The foreign terrorists and Iraqi Baathists who profited under Saddam's rule do continue to fight us, but did anyone really believe that they wouldn't? They think that there is a vacuum to fill, but freedom and democracy has already filled that vacuum, and it is a matter of time until it defeats the Islamofascists. The last thing we should do at this point is abandon the Iraqi majority who want freedom and let the Islamofascist minority impose their will on the majority. The insurgency does provide an opportunity to do significant damage to the forces of terror worldwide, as terrorists from throughout the middle east have converged on one spot, ready for our fine military to wipe them out. While our losses have been high, theirs have been much higher.

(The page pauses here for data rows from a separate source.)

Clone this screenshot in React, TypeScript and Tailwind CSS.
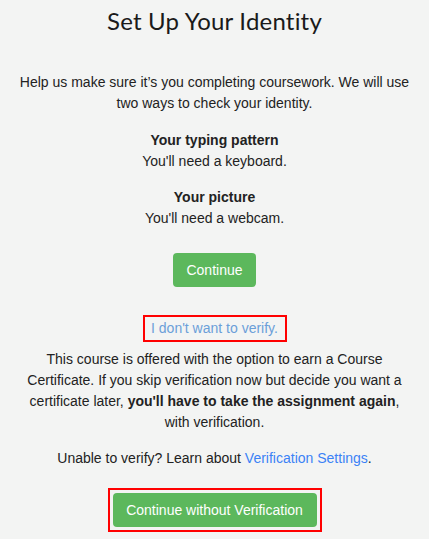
import React from "react";

export default function App() {
  return (
    <div className="min-h-[539px] w-full bg-[#f3f4f3] text-[#222] text-[14px] leading-[21px] text-center" style={{ fontFamily: '"Liberation Sans", Arial, sans-serif' }}>
      <div className="pt-[5px] flex flex-col items-center">
        <h1 className="text-[24px] leading-[32px] font-normal text-[#1a1a1a] tracking-[0.2px]" style={{ fontFamily: 'Lato, "Noto Sans", sans-serif' }}>
          Set Up Your Identity
        </h1>
        <p className="mt-[35px] px-[16px]">
          Help us make sure it’s you completing coursework. We will use two ways to check your identity.
        </p>
        <div className="mt-[16px]">
          <div className="font-bold">Your typing pattern</div>
          <div>You'll need a keyboard.</div>
        </div>
        <div className="mt-[15px]">
          <div className="font-bold">Your picture</div>
          <div>You'll need a webcam.</div>
        </div>
        <button className="mt-[24px] h-[34px] w-[83px] rounded-[4px] bg-[#5cb85c] text-white text-[14px]">
          Continue
        </button>
        <div className="mt-[28px] h-[27px] w-[144px] border-2 border-[#ff0000] flex items-center justify-center">
          <span className="text-[#6b9fd9]">I don't want to verify.</span>
        </div>
        <p className="mt-[7px] px-[20px]">
          This course is offered with the option to earn a Course Certificate. If you skip verification now but decide you want a certificate later, <b>you'll have to take the assignment again</b>, with verification.
        </p>
        <p className="mt-[15px]">
          Unable to verify? Learn about <span className="text-[#3b82f6]">Verification Settings</span>.
        </p>
        <div className="mt-[19px] border-2 border-[#ff0000] p-[3px]">
          <button className="h-[34px] w-[204px] rounded-[4px] bg-[#5cb85c] text-white text-[14px] block">
            Continue without Verification
          </button>
        </div>
      </div>
    </div>
  );
}
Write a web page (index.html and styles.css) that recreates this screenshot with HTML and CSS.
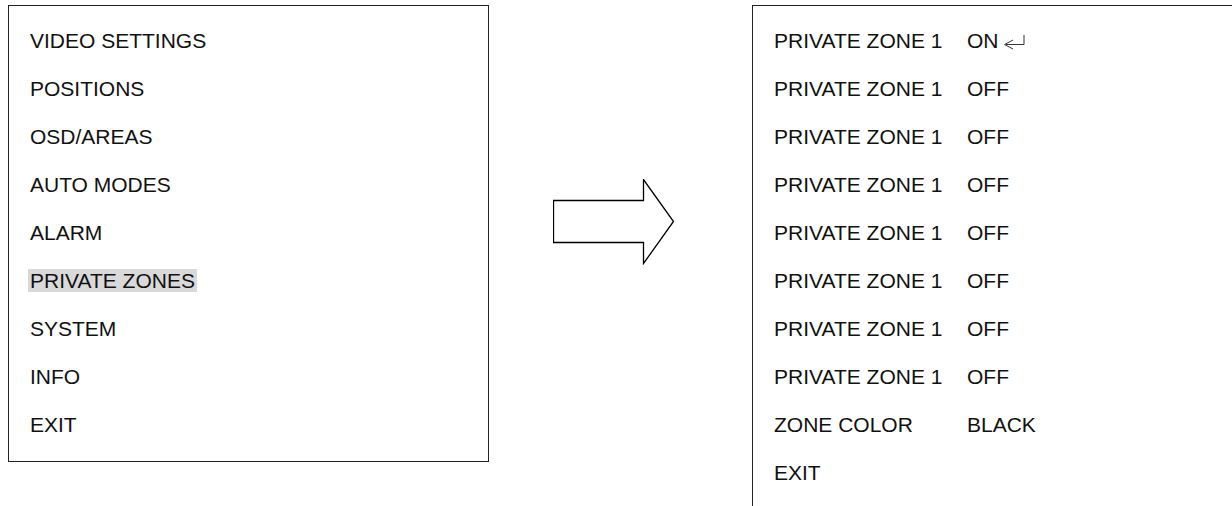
FILE: index.html
```html
<!DOCTYPE html>
<html>
<head>
  <title>Private Zones Menu</title>
  <meta name="viewport" content="width=device-width, initial-scale=1.0">
  <link rel="stylesheet" href="styles.css">
</head>
<body>
  <div class="menu main-menu">
    <div class="row">VIDEO SETTINGS</div>
    <div class="row">POSITIONS</div>
    <div class="row">OSD/AREAS</div>
    <div class="row">AUTO MODES</div>
    <div class="row">ALARM</div>
    <div class="row"><span class="selected">PRIVATE ZONES</span></div>
    <div class="row">SYSTEM</div>
    <div class="row">INFO</div>
    <div class="row">EXIT</div>
  </div>

  <div class="arrow">
    <svg width="124" height="86" viewBox="0 0 124 86">
      <polygon points="0.5,21.5 90.5,21.5 90.5,0.5 120.5,42.5 90.5,84.5 90.5,63.5 0.5,63.5" fill="#fff" stroke="#000" stroke-width="1.3"/>
    </svg>
  </div>

  <div class="menu zone-menu">
    <div class="row"><span class="label">PRIVATE ZONE 1</span><span class="value">ON<svg class="enter" width="22" height="16" viewBox="0 0 22 16"><path d="M10 6 L1.5 10.5 L10 15 M3 10.5 H21 V1" fill="none" stroke="#333" stroke-width="1"/></svg></span></div>
    <div class="row"><span class="label">PRIVATE ZONE 1</span><span class="value">OFF</span></div>
    <div class="row"><span class="label">PRIVATE ZONE 1</span><span class="value">OFF</span></div>
    <div class="row"><span class="label">PRIVATE ZONE 1</span><span class="value">OFF</span></div>
    <div class="row"><span class="label">PRIVATE ZONE 1</span><span class="value">OFF</span></div>
    <div class="row"><span class="label">PRIVATE ZONE 1</span><span class="value">OFF</span></div>
    <div class="row"><span class="label">PRIVATE ZONE 1</span><span class="value">OFF</span></div>
    <div class="row"><span class="label">PRIVATE ZONE 1</span><span class="value">OFF</span></div>
    <div class="row"><span class="label">ZONE COLOR</span><span class="value">BLACK</span></div>
    <div class="row">EXIT</div>
  </div>
</body>
</html>
```

FILE: styles.css
```css
html,
body {
  height: 100%;
  overflow: hidden;
}

body {
  margin: 0;
  padding: 5px 0 0 8px;
  box-sizing: border-box;
  background-color: #fff;
  color: #111;
  font-family: "Liberation Sans", Arial, sans-serif;
  font-size: 21px;
  display: flex;
  align-items: flex-start;
}

.menu {
  box-sizing: border-box;
  border: 1px solid #222;
  padding: 11px 0 12px 21px;
}

.row {
  line-height: 48px;
  height: 48px;
  white-space: nowrap;
}

.main-menu {
  width: 481px;
}

.selected {
  background-color: #d9d9d9;
  padding: 0 2px;
  margin-left: -2px;
}

.arrow {
  width: 263px;
  padding: 174px 0 0 64px;
  box-sizing: border-box;
}

.arrow svg {
  display: block;
}

.zone-menu {
  flex: 1;
  border-right: none;
  border-bottom: none;
  height: 600px;
}

.label {
  display: inline-block;
  width: 193px;
}

.enter {
  margin-left: 4px;
  vertical-align: -2px;
}
```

When you destroy a hornet's nest, you invariably stir up a bunch of hornets. The fact that they were not stirred up before doesn't mean that they were not there, or that they would not have stung you if you ignored them. Stirring them up is a necessary first step to wiping them out.

So I repeat the question: by what measure is the War on Terror going badly?

Let's talk about casualties. We won World War II, and along the way we lost 295,000 fine American soldiers. Our allies lost millions more. In Vietnam we lost 58,226 American servicemen. In the Civil War, at least 618,000 Americans died. By any historical standard, 2,000 casualties is a small number. Our modern society has had a major shift in expectations regarding the number of casualties we are willing to accept. We expect a Desert Storm style victory every time, when the reality is that a land war involves greater risk and more casualties. Not all objectives can be accomplished by air power alone. Although we never want to see any American soldier killed, it is a fundamentally American principle that freedom is worth fighting for. The winner is not always the side with the fewest casualties. In WWII, many more Allied soldiers died than Axis soldiers. In the Civil War, more Union soldiers died than Confederate soldiers. The key factors which lead to victory are the will to win, and the resources to win. Democrats who try to score political points by calling the war a failure are eroding away the will of the American people to win the War on Terror. Along with the liberal media, they have done more to help the terrorists and endanger our soldiers than you can imagine. CNN, the DNC, and the New York Times are the propaganda branch of al Qaida. We certainly have an advantage in terms of resources, so if we maintain the will to win, we have the opportunity to defeat one of the greatest threats in history and make the world a safer, freer place.